U.S. Government Bonds Inch Lower
U.S. government-bond prices edged lower Monday, on track to notch a monthly loss.
The yield on the 10-year U.S. Treasury note was recently at 2.303%, according to Tradeweb, compared with 2.291% on Friday and 2.298% at the end of June. Yields rise as bond prices fall.
Government bonds have traded in a narrow range in July as investors have increasingly taken the view that global central banks won't rush to raise rates, given a recent streak of soft inflation data. Concerns that central banks outside of the U.S. would move away from highly accommodative monetary policy even as economic momentum was slowing triggered a selloff in global bonds at the end of June.

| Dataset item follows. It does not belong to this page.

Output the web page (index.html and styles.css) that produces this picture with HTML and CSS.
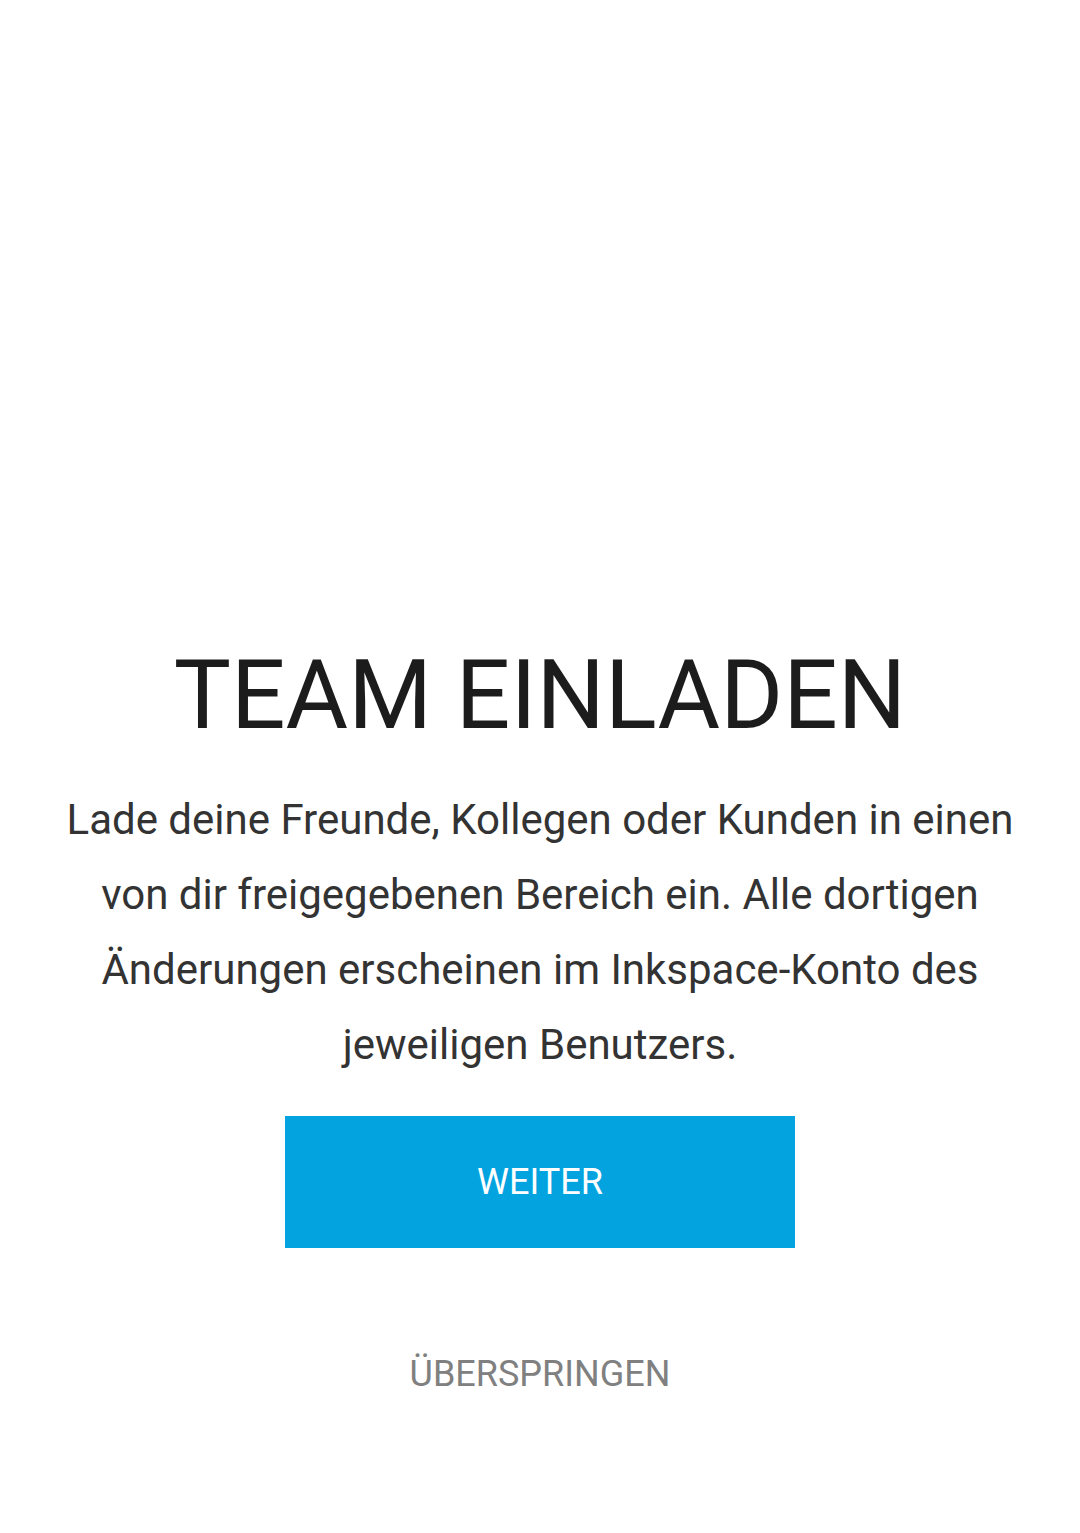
FILE: index.html
```html
<!DOCTYPE html>
<html lang="de">
<head>
<meta charset="utf-8">
<link rel="stylesheet" href="styles.css">
</head>
<body>
<main class="screen">
  <h1 class="title">TEAM EINLADEN</h1>
  <p class="desc">Lade deine Freunde, Kollegen oder Kunden in einen von dir freigegebenen Bereich ein. Alle dortigen Änderungen erscheinen im Inkspace-Konto des jeweiligen Benutzers.</p>
  <button class="primary">WEITER</button>
  <button class="skip">ÜBERSPRINGEN</button>
</main>
</body>
</html>
```

FILE: styles.css
```css
html, body {
  margin: 0;
  padding: 0;
  background: #ffffff;
}
body {
  font-family: Roboto, "Noto Sans", sans-serif;
  width: 1080px;
  height: 1533px;
  overflow: hidden;
}
.screen {
  display: flex;
  flex-direction: column;
  align-items: center;
  padding: 639px 40px 0;
}
.title {
  margin: 0;
  font-size: 96px;
  line-height: 112px;
  font-weight: 400;
  color: #1c1c1c;
  letter-spacing: 0;
}
.desc {
  margin: 31px 0 0;
  font-size: 42px;
  line-height: 75px;
  color: #333333;
  text-align: center;
  max-width: 1000px;
}
.primary {
  margin-top: 34px;
  width: 510px;
  height: 132px;
  border: none;
  background: #03a3e0;
  color: #ffffff;
  font-family: inherit;
  font-size: 36px;
  padding: 0;
}
.skip {
  margin-top: 105px;
  border: none;
  background: none;
  color: #808080;
  font-family: inherit;
  font-size: 36px;
  line-height: 43px;
  padding: 0;
}
```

More recently, however, central bank officials in the U.S. and Europe have highlighted a slowdown in inflation -- leading investors to believe the Federal Reserve, among other banks, will be cautious in tightening monetary policy.
That should keep Treasurys range-bound for now, investors and analysts say, especially if the chances of potential policy changes from Washington -- such as tax cuts and fiscal stimulus -- don't appear to materially change.
Elsewhere, German government bonds weakened after data showed core inflation in the eurozone growing by 1.2% in July, slightly faster than analysts expected. Inflation tends to weaken demand for government bonds since it chips away at the purchasing power of their fixed returns.
The yield on the 10-year German government bond was recently at 0.559%, according to Tradeweb, up from 0.539% on Friday.
Later this week, investors' focus will turn to the monthly jobs report, which economists surveyed by The Wall Street Journal expect will show nonfarm payrolls rising by 180,000 in July and average hourly wages ticking up by 0.3%. Signs of accelerating wage growth could put pressure on bonds, although many traders say they are expecting tepid figures again.